The efforts paid off. H-E-B responded to the recruitment efforts and decided to build a new store at the College and 11th Street intersection, part of empowerment zone No. 1.

The San Antonio-based supermarket chain purchased the old Baptist Hospital property on College and in October 2012 announced plans to build a 68,000 square feet supermarket.

Cyndy Garza-Roberts, director of Public Affairs for H-E-B’s Houston Division, said the empowerment zone set up by the city of Beaumont was a factor in H-E-B’s decision to build on College Street.

“We always look for opportunities where there is growth in the population and community,” said Garza-Roberts, adding that the new store will offer new job opportunities for citizens of Beaumont as well. “That is one area that is growing in the Beaumont community.

“This store is much larger (than the Lucas and South 11th Street stores) and we’ll be able to service many more customers,” said Garza-Roberts. “It’s a store that will be convenient for the citizens (of South Beaumont).”

The store is set to open this fall, Garza-Roberts said.

“The good thing about me being involved with the effort to bring in H-E-B is that I was able to bring our union guys in at the initial meeting,” Smith said. “I could not tell (H-E-B) who to use (in the construction of the store), but I wanted to sit down and at least give our local guys a chance (at the contract). I had a meeting with the Sabine Area Central Labor Council and with builders and plumbers so they could get their foot in the door. I gave my political speech and said, ‘If (H-E-B) hires local and these local guys pass by and see that building they helped erect, they’re going to go into that building and they’re going to tell their families to go in that building.”

Boone confirmed the increase of economic growth in Ward IV within the city of Beaumont.

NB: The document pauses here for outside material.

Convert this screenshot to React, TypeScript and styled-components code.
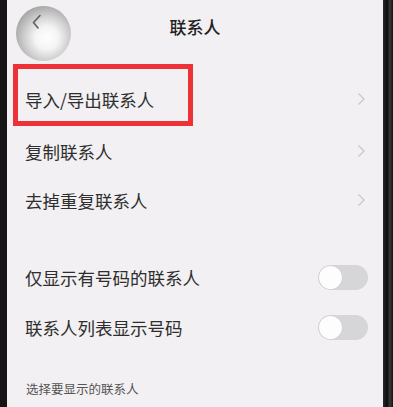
import React from 'react'
import styled, { createGlobalStyle } from 'styled-components'

const GlobalStyle = createGlobalStyle`
  html, body {
    margin: 0;
    padding: 0;
    background: #1c1c1e;
  }
  body {
    font-family: "Noto Sans CJK SC", "Noto Sans", sans-serif;
  }
`

const Frame = styled.div`
  width: 393px;
  height: 407px;
  display: flex;
  background: #151515;
  overflow: hidden;
`

const Screen = styled.div`
  margin-left: 7px;
  width: 376px;
  height: 100%;
  background: #f2f0f2;
  display: flex;
  flex-direction: column;
  position: relative;
`

const Bezel = styled.div`
  flex: 1;
  background: linear-gradient(90deg, #2a2a2a 0%, #0c0c0c 40%, #3a3a3a 70%, #111 100%);
`

const Header = styled.div`
  height: 52px;
  display: flex;
  align-items: center;
  justify-content: center;
  font-size: 17px;
  font-weight: 500;
  color: #222;
`

const FloatingBall = styled.div`
  position: absolute;
  left: 9px;
  top: 6px;
  width: 55px;
  height: 55px;
  border-radius: 50%;
  background: radial-gradient(circle at 56% 58%, #ffffff 0%, #f4f4f4 26%, #cfcfcf 50%, #9c9c9c 80%, #a8a8a8 100%);
`

const BallChevron = styled.svg`
  position: absolute;
  left: 15px;
  top: 8px;
`

const List = styled.div`
  display: flex;
  flex-direction: column;
  padding-top: 22px;
`

const Row = styled.div<{ $height: number }>`
  height: ${p => p.$height}px;
  display: flex;
  align-items: center;
  justify-content: space-between;
  padding: 0 17px 0 18px;
  font-size: 17.5px;
  color: #2e2e2e;
  position: relative;
`

const Highlight = styled.div`
  position: absolute;
  left: 6px;
  top: -10px;
  width: 170px;
  height: 52px;
  border: 5px solid #ec3237;
`

const Gap = styled.div`
  height: 30px;
`

const Toggle = styled.div`
  width: 50px;
  height: 25px;
  border-radius: 13px;
  background: #d6d5d7;
  position: relative;
  margin-right: -2px;
`

const Knob = styled.div`
  position: absolute;
  left: 1px;
  top: 1px;
  width: 23px;
  height: 23px;
  border-radius: 50%;
  background: #fdfdfd;
  box-shadow: 0 0 1px rgba(0, 0, 0, 0.15);
`

const SectionLabel = styled.div`
  padding: 27px 19px 0;
  font-size: 12.5px;
  color: #555;
`

const Chevron = () => (
  <svg width="9" height="14" viewBox="0 0 9 14">
    <path d="M1.5 1.5 L7 7 L1.5 12.5" fill="none" stroke="#cbc9cc" strokeWidth="1.4" />
  </svg>
)

export default function App() {
  return (
    <>
      <GlobalStyle />
      <Frame>
        <Screen>
          <FloatingBall>
            <BallChevron width="12" height="18" viewBox="0 0 12 18">
              <path d="M9 1.5 L2.5 8.5 L7 14" fill="none" stroke="#4a4a4a" strokeWidth="1.6" strokeLinecap="round" strokeLinejoin="round" opacity="0.85" />
            </BallChevron>
          </FloatingBall>
          <Header>联系人</Header>
          <List>
            <Row $height={50}>
              <Highlight />
              <span>导入/导出联系人</span>
              <Chevron />
            </Row>
            <Row $height={54}>
              <span>复制联系人</span>
              <Chevron />
            </Row>
            <Row $height={44}>
              <span>去掉重复联系人</span>
              <Chevron />
            </Row>
            <Gap />
            <Row $height={50}>
              <span>仅显示有号码的联系人</span>
              <Toggle><Knob /></Toggle>
            </Row>
            <Row $height={50}>
              <span>联系人列表显示号码</span>
              <Toggle><Knob /></Toggle>
            </Row>
          </List>
          <SectionLabel>选择要显示的联系人</SectionLabel>
        </Screen>
        <Bezel />
      </Frame>
    </>
  )
}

“Over the past few years, it has been fairly active,” Boone said, “with new construction and substantial projects.” Boone said some of those projects include a new church, Grace Lake Estates Townhomes, an Amtrak station, medical facilities, McDonald’s restaurant and retail outlets. There’s also the expansion at M&I Electric (AETI), which will bring 50 additional jobs, on MLK across from Lamar (now under construction)

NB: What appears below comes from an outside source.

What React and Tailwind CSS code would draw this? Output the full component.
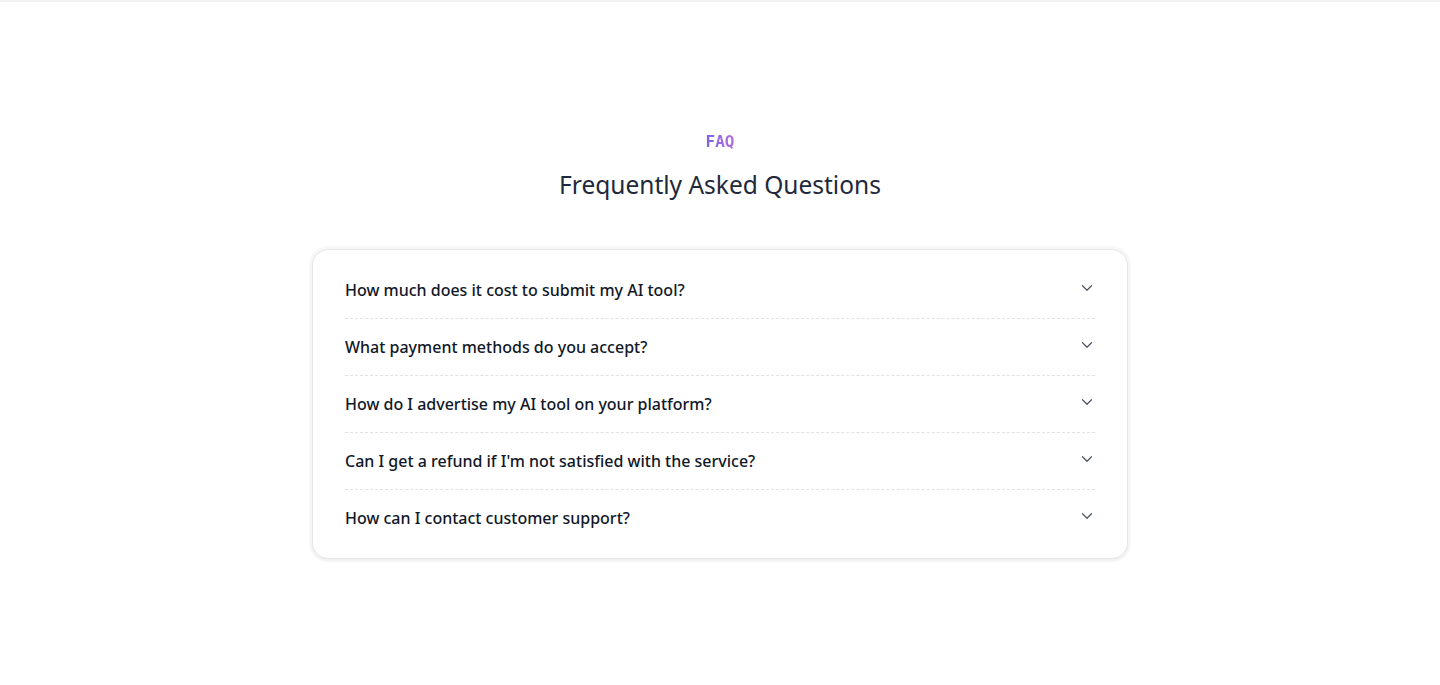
import React from "react";

const questions = [
  "How much does it cost to submit my AI tool?",
  "What payment methods do you accept?",
  "How do I advertise my AI tool on your platform?",
  "Can I get a refund if I'm not satisfied with the service?",
  "How can I contact customer support?",
];

function Chevron() {
  return (
    <svg width="18" height="18" viewBox="0 0 24 24" fill="none" stroke="#4b5563" strokeWidth="1.6" strokeLinecap="round" strokeLinejoin="round">
      <path d="m6 9 6 6 6-6" />
    </svg>
  );
}

export default function App() {
  return (
    <div className="min-h-[685px] bg-white border-t-2 border-[#f1f1f1]" style={{ fontFamily: '"Noto Sans", sans-serif' }}>
      <section className="flex flex-col items-center pt-[127px]">
        <div
          className="text-[16px] font-bold leading-[26px] bg-gradient-to-r from-[#7b63e6] to-[#b36ee0] bg-clip-text text-transparent"
          style={{ fontFamily: '"DejaVu Sans Mono", monospace' }}
        >
          FAQ
        </div>
        <h2 className="mt-[12px] text-[24.5px] leading-[36px] text-[#1e293b] font-normal">Frequently Asked Questions</h2>
        <div className="mt-[46px] w-[816px] rounded-[16px] border border-[#e5e7eb] bg-white py-3 px-8 shadow-[0_0_0_3px_rgba(0,0,0,0.03),0_1px_3px_rgba(0,0,0,0.04)]">
          {questions.map((q, i) => (
            <div
              key={q}
              className={`flex items-center justify-between ${i < questions.length - 1 ? "h-[57px] border-b border-dashed border-[#e2e2e2]" : "h-[56px]"}`}
            >
              <span className="text-[16px] font-medium text-[#111827]">{q}</span>
              <span className="-mr-[1px] -mt-[4px] flex">
                <Chevron />
              </span>
            </div>
          ))}
        </div>
      </section>
    </div>
  );
}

Smith said that he also heard that Walmart had plans to purchase property on College Street between Whataburger at 3575 College St. and The Outpatient Diagnostic Center at 3405 College St. to build a new location, as well. This could not be confirmed with Walmart media relations as of press time, however.

Smith pointed out residential improvements in Ward IV, as well citing the Jehovah Jireh Village, a more than 50 single-family home neighborhood across from Grace Lake Estates.

Dukes said he hopes there will continue to be concerned civic leaders like Smith who, with the efforts of the city of Beaumont and its citizens, will continue to try to make a difference in their neighborhoods. Duke also said he is confident that conditions for the area he lives in will continue to improve, and that is proud to be a West Florida Avenue resident.

“Through the effort of the citizens of the neighborhood and the effort the city has made to address certain issues, the neighborhood associations are being a little bit more responsible for what goes on,” Dukes said. “They’re taking initiative to maintain their streets and their neighborhoods to promote an atmosphere of cooperation that will hopefully turn these neighborhoods into what they used to be — dwellings and homes that families can enjoy and have confidence and security in living in.”

And Smith said he was optimistic about the future of South Beaumont as well, promising that if elected to district clerk, he would continue to seek improvements not only in Ward IV, but also throughout the entirety of Jefferson County.

“Just because God blesses me and I am able to get elected district clerk does not mean that I am not going to still work with the city for economic development in the areas,” Smith said. “This is just going to give me a larger stage to help people.”